This paper is in two sections. The first briefly considers the
methodological and theoretical challenges that examining
subjectification poses to musicological work on Renaissance and early
modern music. Most music published in the sixteenth century was vocal
music, much of it written for specific liturgical or political
functions, including broadcasting the public persona of an individual
patron. Thus, sixteenth-century music is not a straightforward
expression of a composer’s interiority. Rather, composers balanced their
own interests with, first, the reality of their subordination to a
patron or the needs of their audience; second, the demands of other
creators and performers; and third, the demands of the text and any
characters therein. Susan McClary has demonstrated that composers of
Italian madrigals used music to create complex interiorities for the
subjects in the poetry; a similar methodology could be developed and
integrated into studies that also consider the complex power dynamics
around patronage, and the selfhood of patrons, composers, performers,
listeners.
The second section takes an aside in Michel Foucault’s 1982 article
‘The Subject and Power’ as a starting point. Foucault suggests we can
learn more about a thing from studying its opposite:
legality/criminality, sanity/madness. Musicality and music are
challenging to study in this way: not only is there no simple opposite
to musicality, but there were many competing regulatory bodies
overseeing music. I briefly review concepts and uses of silence and
noise, and demonstrate similarities and differences in the view of the
relationship between music/noise/silence and the self in the proceedings
of the legal court of the Old Bailey of Restoration London and in the
records and treatises associated with sixteenth-century Italian
academies (particularly of Vicenza and Venice). These arenas share an
understanding that music can reveal something of the self, for listeners
as much as performers, and that music should be used judiciously to
care for the self. They disagree about what kinds of music are
appropriate in caring for the self. In sixteenth-century Italian
academies, it seems, any and all music is appropriate, including lowbrow
suggestive song. Humanist literary and music theorists did not rule out
low matter dealing with physical desires as long as it was written in
an appropriate genre and stylistic register. In the eyes (and ears?) of
the Old Bailey, however, lowbrow musicmaking was highly questionable and
could reveal a truth about an individual’s capacity for sin.

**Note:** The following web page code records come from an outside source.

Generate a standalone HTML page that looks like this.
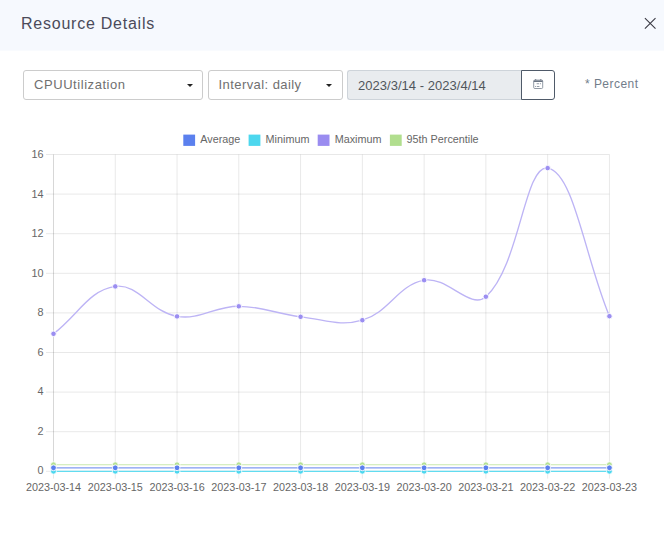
<!DOCTYPE html>
<html><head><meta charset="utf-8"><title>Resource Details</title>
<style>
html,body{margin:0;padding:0;background:#fff;}
body{width:664px;height:537px;position:relative;overflow:hidden;font-family:"Liberation Sans",Arial,sans-serif;}
.hdr{position:absolute;left:0;top:0;width:664px;height:50px;background:#f6f9fe;border-bottom:1px solid #f9fbfe;}
.title{position:absolute;left:21px;top:14px;font-size:16px;line-height:20px;color:#4b4b5a;letter-spacing:0.76px;white-space:nowrap;}
.close{position:absolute;left:640px;top:13px;width:20px;height:20px;}
.sel{position:absolute;top:70px;height:30px;box-sizing:border-box;border:1px solid #ccc;border-radius:3px;background:#fff;color:#707070;font-size:13px;line-height:28px;padding-left:10px;white-space:nowrap;letter-spacing:0.3px;}
.sel i{position:absolute;top:13px;width:0;height:0;border-left:3.5px solid transparent;border-right:3.5px solid transparent;border-top:3.5px solid #222;}
.date{position:absolute;left:347px;top:70px;width:175px;height:30px;box-sizing:border-box;border:1px solid #ced4da;border-right:none;border-radius:3px 0 0 3px;background:#e9ecef;color:#50565c;font-size:13px;line-height:30px;padding-left:10px;white-space:nowrap;letter-spacing:0.03px;}
.btn{position:absolute;left:521px;top:70px;width:34px;height:30px;box-sizing:border-box;border:1px solid #4f5a69;border-radius:0 3px 3px 0;background:#fff;}
.btn svg{position:absolute;left:11px;top:8px;}
.pct{position:absolute;left:585px;top:76px;font-size:12px;line-height:16px;color:#727d8a;white-space:nowrap;letter-spacing:0.45px;}
.chart{position:absolute;left:0;top:120px;}
</style></head><body>
<div class="hdr"><div class="title">Resource Details</div>
<svg class="close" viewBox="0 0 20 20"><path d="M4.9 5.2 L15.5 15.6 M15.5 5.2 L4.9 15.6" stroke="#3a3a44" stroke-width="1.1" fill="none"/></svg></div>
<div class="sel" style="left:23px;width:180px;letter-spacing:0.56px;">CPUUtilization<i style="left:163px"></i></div>
<div class="sel" style="left:208px;width:135px;padding-left:9.5px;letter-spacing:0.43px;">Interval: daily<i style="left:117px"></i></div>
<div class="date">2023/3/14 - 2023/4/14</div>
<div class="btn"><svg width="12" height="12" viewBox="0 0 12 12"><rect x="0.7" y="1.1" width="9" height="8.4" rx="1.1" fill="none" stroke="#7e8895" stroke-width="0.85"/><rect x="0.7" y="1.5" width="9" height="1.5" fill="#6a7583"/><rect x="2.1" y="0" width="1.1" height="1.5" fill="#7e8895"/><rect x="7.2" y="0" width="1.1" height="1.5" fill="#7e8895"/><rect x="3.6" y="4.3" width="2.4" height="0.9" fill="#8a93a0"/><rect x="6.8" y="4.3" width="1.2" height="0.9" fill="#8a93a0"/><rect x="2.1" y="7" width="1.1" height="0.9" fill="#8a93a0"/><rect x="4" y="7" width="2.4" height="0.9" fill="#8a93a0"/></svg></div>
<div class="pct">* Percent</div>
<svg class="chart" width="664" height="417" viewBox="0 120 664 417" font-family="'Liberation Sans', Arial, sans-serif">
<g stroke="rgba(0,0,0,0.09)" stroke-width="1">
<line x1="46" y1="154.50" x2="609.43" y2="154.50"/>
<line x1="46" y1="194.10" x2="609.43" y2="194.10"/>
<line x1="46" y1="233.70" x2="609.43" y2="233.70"/>
<line x1="46" y1="273.30" x2="609.43" y2="273.30"/>
<line x1="46" y1="312.90" x2="609.43" y2="312.90"/>
<line x1="46" y1="352.50" x2="609.43" y2="352.50"/>
<line x1="46" y1="392.10" x2="609.43" y2="392.10"/>
<line x1="46" y1="431.70" x2="609.43" y2="431.70"/>
<line x1="46" y1="471.30" x2="609.43" y2="471.30"/>
<line x1="53.50" y1="154.5" x2="53.50" y2="478.6"/>
<line x1="115.27" y1="154.5" x2="115.27" y2="478.6"/>
<line x1="177.04" y1="154.5" x2="177.04" y2="478.6"/>
<line x1="238.81" y1="154.5" x2="238.81" y2="478.6"/>
<line x1="300.58" y1="154.5" x2="300.58" y2="478.6"/>
<line x1="362.35" y1="154.5" x2="362.35" y2="478.6"/>
<line x1="424.12" y1="154.5" x2="424.12" y2="478.6"/>
<line x1="485.89" y1="154.5" x2="485.89" y2="478.6"/>
<line x1="547.66" y1="154.5" x2="547.66" y2="478.6"/>
<line x1="609.43" y1="154.5" x2="609.43" y2="478.6"/>
<line x1="53.5" y1="154.5" x2="53.5" y2="471.3" stroke="rgba(0,0,0,0.07)"/>
<line x1="53.5" y1="471.3" x2="609.43" y2="471.3"/>
</g>
<g fill="#666" font-size="10.8" text-anchor="end">
<text x="43.4" y="158.30">16</text>
<text x="43.4" y="197.80">14</text>
<text x="43.4" y="237.30">12</text>
<text x="43.4" y="276.80">10</text>
<text x="43.4" y="316.30">8</text>
<text x="43.4" y="355.80">6</text>
<text x="43.4" y="395.30">4</text>
<text x="43.4" y="434.80">2</text>
<text x="43.4" y="474.30">0</text>
</g>
<g fill="#666" font-size="10.8" text-anchor="middle">
<text x="53.50" y="491">2023-03-14</text>
<text x="115.27" y="491">2023-03-15</text>
<text x="177.04" y="491">2023-03-16</text>
<text x="238.81" y="491">2023-03-17</text>
<text x="300.58" y="491">2023-03-18</text>
<text x="362.35" y="491">2023-03-19</text>
<text x="424.12" y="491">2023-03-20</text>
<text x="485.89" y="491">2023-03-21</text>
<text x="547.66" y="491">2023-03-22</text>
<text x="609.43" y="491">2023-03-23</text>
</g>
<g font-size="10.8" fill="#666">
<rect x="183.3" y="134.6" width="11.8" height="11.3" fill="#5b80ee"/>
<text x="200.3" y="143.3">Average</text>
<rect x="248.6" y="134.6" width="11.8" height="11.3" fill="#4dd7ee"/>
<text x="265.6" y="143.3">Minimum</text>
<rect x="317.7" y="134.6" width="11.8" height="11.3" fill="#9a8cf0"/>
<text x="334.7" y="143.3">Maximum</text>
<rect x="389.9" y="134.6" width="11.8" height="11.3" fill="#b1de8e"/>
<text x="406.6" y="143.3">95th Percentile</text>
</g>
<line x1="53.5" y1="464.7" x2="609.43" y2="464.7" stroke="#c8e8ae" stroke-width="1.15"/>
<circle cx="53.50" cy="464.7" r="2.9" fill="#b4e093" stroke="#fff" stroke-width="0.9"/>
<circle cx="115.27" cy="464.7" r="2.9" fill="#b4e093" stroke="#fff" stroke-width="0.9"/>
<circle cx="177.04" cy="464.7" r="2.9" fill="#b4e093" stroke="#fff" stroke-width="0.9"/>
<circle cx="238.81" cy="464.7" r="2.9" fill="#b4e093" stroke="#fff" stroke-width="0.9"/>
<circle cx="300.58" cy="464.7" r="2.9" fill="#b4e093" stroke="#fff" stroke-width="0.9"/>
<circle cx="362.35" cy="464.7" r="2.9" fill="#b4e093" stroke="#fff" stroke-width="0.9"/>
<circle cx="424.12" cy="464.7" r="2.9" fill="#b4e093" stroke="#fff" stroke-width="0.9"/>
<circle cx="485.89" cy="464.7" r="2.9" fill="#b4e093" stroke="#fff" stroke-width="0.9"/>
<circle cx="547.66" cy="464.7" r="2.9" fill="#b4e093" stroke="#fff" stroke-width="0.9"/>
<circle cx="609.43" cy="464.7" r="2.9" fill="#b4e093" stroke="#fff" stroke-width="0.9"/>
<path d="M53.50,333.80 C78.21,314.84 89.01,290.10 115.27,286.40 C138.43,283.14 151.19,312.24 177.04,316.40 C200.60,320.20 214.11,306.22 238.81,306.30 C263.53,306.38 275.71,314.00 300.58,316.80 C325.13,319.56 339.78,326.89 362.35,320.20 C389.20,312.25 397.68,285.23 424.12,280.20 C447.09,275.83 470.60,310.58 485.89,296.70 C520.01,265.74 524.40,164.43 547.66,168.10 C573.82,172.23 584.72,256.96 609.43,316.20" fill="none" stroke="#bdb4f5" stroke-width="1.35"/>
<circle cx="53.50" cy="333.8" r="2.75" fill="#9b8ef1" stroke="#fff" stroke-width="0.9"/>
<circle cx="115.27" cy="286.4" r="2.75" fill="#9b8ef1" stroke="#fff" stroke-width="0.9"/>
<circle cx="177.04" cy="316.4" r="2.75" fill="#9b8ef1" stroke="#fff" stroke-width="0.9"/>
<circle cx="238.81" cy="306.3" r="2.75" fill="#9b8ef1" stroke="#fff" stroke-width="0.9"/>
<circle cx="300.58" cy="316.8" r="2.75" fill="#9b8ef1" stroke="#fff" stroke-width="0.9"/>
<circle cx="362.35" cy="320.2" r="2.75" fill="#9b8ef1" stroke="#fff" stroke-width="0.9"/>
<circle cx="424.12" cy="280.2" r="2.75" fill="#9b8ef1" stroke="#fff" stroke-width="0.9"/>
<circle cx="485.89" cy="296.7" r="2.75" fill="#9b8ef1" stroke="#fff" stroke-width="0.9"/>
<circle cx="547.66" cy="168.1" r="2.75" fill="#9b8ef1" stroke="#fff" stroke-width="0.9"/>
<circle cx="609.43" cy="316.2" r="2.75" fill="#9b8ef1" stroke="#fff" stroke-width="0.9"/>
<line x1="53.5" y1="471.3" x2="609.43" y2="471.3" stroke="#62dcf0" stroke-width="1.15"/>
<circle cx="53.50" cy="471.3" r="2.9" fill="#4dd7ee" stroke="#fff" stroke-width="0.9"/>
<circle cx="115.27" cy="471.3" r="2.9" fill="#4dd7ee" stroke="#fff" stroke-width="0.9"/>
<circle cx="177.04" cy="471.3" r="2.9" fill="#4dd7ee" stroke="#fff" stroke-width="0.9"/>
<circle cx="238.81" cy="471.3" r="2.9" fill="#4dd7ee" stroke="#fff" stroke-width="0.9"/>
<circle cx="300.58" cy="471.3" r="2.9" fill="#4dd7ee" stroke="#fff" stroke-width="0.9"/>
<circle cx="362.35" cy="471.3" r="2.9" fill="#4dd7ee" stroke="#fff" stroke-width="0.9"/>
<circle cx="424.12" cy="471.3" r="2.9" fill="#4dd7ee" stroke="#fff" stroke-width="0.9"/>
<circle cx="485.89" cy="471.3" r="2.9" fill="#4dd7ee" stroke="#fff" stroke-width="0.9"/>
<circle cx="547.66" cy="471.3" r="2.9" fill="#4dd7ee" stroke="#fff" stroke-width="0.9"/>
<circle cx="609.43" cy="471.3" r="2.9" fill="#4dd7ee" stroke="#fff" stroke-width="0.9"/>
<line x1="53.5" y1="467.8" x2="609.43" y2="467.8" stroke="#7f99f2" stroke-width="1.15"/>
<circle cx="53.50" cy="467.8" r="2.9" fill="#5b80ee" stroke="#fff" stroke-width="0.9"/>
<circle cx="115.27" cy="467.8" r="2.9" fill="#5b80ee" stroke="#fff" stroke-width="0.9"/>
<circle cx="177.04" cy="467.8" r="2.9" fill="#5b80ee" stroke="#fff" stroke-width="0.9"/>
<circle cx="238.81" cy="467.8" r="2.9" fill="#5b80ee" stroke="#fff" stroke-width="0.9"/>
<circle cx="300.58" cy="467.8" r="2.9" fill="#5b80ee" stroke="#fff" stroke-width="0.9"/>
<circle cx="362.35" cy="467.8" r="2.9" fill="#5b80ee" stroke="#fff" stroke-width="0.9"/>
<circle cx="424.12" cy="467.8" r="2.9" fill="#5b80ee" stroke="#fff" stroke-width="0.9"/>
<circle cx="485.89" cy="467.8" r="2.9" fill="#5b80ee" stroke="#fff" stroke-width="0.9"/>
<circle cx="547.66" cy="467.8" r="2.9" fill="#5b80ee" stroke="#fff" stroke-width="0.9"/>
<circle cx="609.43" cy="467.8" r="2.9" fill="#5b80ee" stroke="#fff" stroke-width="0.9"/>
</svg>
</body></html>
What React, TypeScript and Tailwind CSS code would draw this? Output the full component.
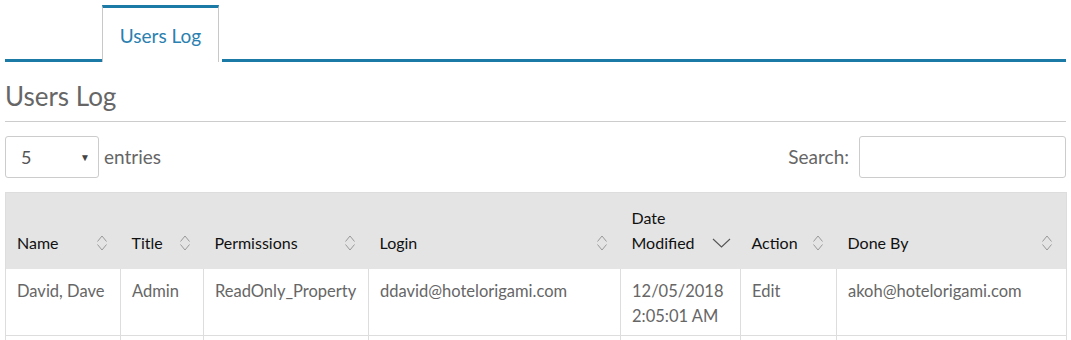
import React from "react";

function SortBoth() {
  return (
    <svg width="12" height="18" viewBox="0 0 12 18" className="absolute right-[13px] bottom-[17px]">
      <path d="M1.5 7.5 L6 2 L10.5 7.5" fill="none" stroke="#999" strokeWidth="1" />
      <path d="M1.5 10.5 L6 16 L10.5 10.5" fill="none" stroke="#999" strokeWidth="1" />
    </svg>
  );
}

function SortDesc() {
  return (
    <svg width="19" height="10" viewBox="0 0 19 10" className="absolute right-[10px] bottom-[21px]">
      <path d="M1 1 L9.5 9 L18 1" fill="none" stroke="#555" strokeWidth="1.1" />
    </svg>
  );
}

type Col = { label: React.ReactNode; w: number; desc?: boolean };

const cols: Col[] = [
  { label: "Name", w: 115 },
  { label: "Title", w: 83 },
  { label: "Permissions", w: 165 },
  { label: "Login", w: 252 },
  { label: "Date Modified", w: 120, desc: true },
  { label: "Action", w: 96 },
  { label: "Done By", w: 230 },
];

const rows: (string | string[])[][] = [
  ["David, Dave", "Admin", "ReadOnly_Property", "ddavid@hotelorigami.com", ["12/05/2018", "2:05:01 AM"], "Edit", "akoh@hotelorigami.com"],
  ["", "", "", "", "", "", ""],
];

export default function App() {
  return (
    <div
      className="w-[1071px] h-[340px] overflow-hidden bg-white px-[5px] pt-[5px] text-[16px] text-[#666]"
      style={{ fontFamily: "Lato, 'Open Sans', sans-serif" }}
    >
      {/* Tabs */}
      <div className="flex items-end h-[57px]">
        <div className="w-[97px] border-b-[3px] border-[#1b7aa6]" />
        <div className="w-[117px] h-[57px] border-t-[3px] border-t-[#1b7aa6] border-x border-x-[#c8c8c8] flex items-center justify-center pt-[2px] text-[19px] text-[#2a80b0]">
          Users Log
        </div>
        <div className="w-[3px]" />
        <div className="flex-1 border-b-[3px] border-[#1b7aa6]" />
      </div>

      {/* Heading */}
      <div className="mt-[21px] pb-[12px] border-b border-[#ccc] text-[26px] leading-[26px] text-[#666]">
        Users Log
      </div>

      {/* Controls */}
      <div className="mt-[14px] flex items-center justify-between h-[42px]">
        <div className="flex items-center">
          <div className="relative w-[94px] h-[42px] border border-[#ccc] rounded-[3px] flex items-center pl-[15px] text-[18px] text-[#555]">
            5
            <span className="absolute right-[8px] top-[13px] text-[10px] text-[#444]">▼</span>
          </div>
          <span className="ml-[5px] text-[19px] text-[#666]">entries</span>
        </div>
        <div className="flex items-center">
          <span className="text-[19px] text-[#666] mr-[10px]">Search:</span>
          <div className="w-[207px] h-[42px] border border-[#ccc] rounded-[3px]" />
        </div>
      </div>

      {/* Table */}
      <table className="mt-[14px] table-fixed border-collapse w-[1061px] border border-[#ddd]">
        <colgroup>
          {cols.map((c, i) => (
            <col key={i} style={{ width: c.w }} />
          ))}
        </colgroup>
        <thead>
          <tr className="bg-[#e4e4e4]">
            {cols.map((c, i) => (
              <th
                key={i}
                className="relative h-[76px] align-bottom text-left font-normal text-[#111] leading-[25.5px] pl-[11px] pr-[32px] pb-[13px]"
              >
                {c.label}
                {c.desc ? <SortDesc /> : <SortBoth />}
              </th>
            ))}
          </tr>
        </thead>
        <tbody>
          {rows.map((r, ri) => (
            <tr key={ri} className="border-b border-[#ddd]">
              {r.map((cell, ci) => (
                <td
                  key={ci}
                  className="align-top border-x border-[#ddd] pl-[11px] pr-[6px] pt-[10px] pb-[5px] h-[66px] leading-[25.5px] text-[16.5px] text-[#666]"
                >
                  {Array.isArray(cell) ? (
                    <>
                      <div>{cell[0]}</div>
                      <div>{cell[1]}</div>
                    </>
                  ) : (
                    cell
                  )}
                </td>
              ))}
            </tr>
          ))}
        </tbody>
      </table>
    </div>
  );
}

Foucault argued that the Reformation brought about a new form of
subjectivity. Martin has suggested that there was not a clearcut break,
rather, the “prudential self (a rhetorical posture that subordinated
honesty to decorum)” was reformed during the sixteenth century; and a
new self, the sincere self “which subordinated decorum to honesty”,
developed. I suggest that context is also important: multilayered,
dissimulating selves appear differently under the gaze of different
regulatory bodies. That is, different lenses highlight different aspects
of selfhood.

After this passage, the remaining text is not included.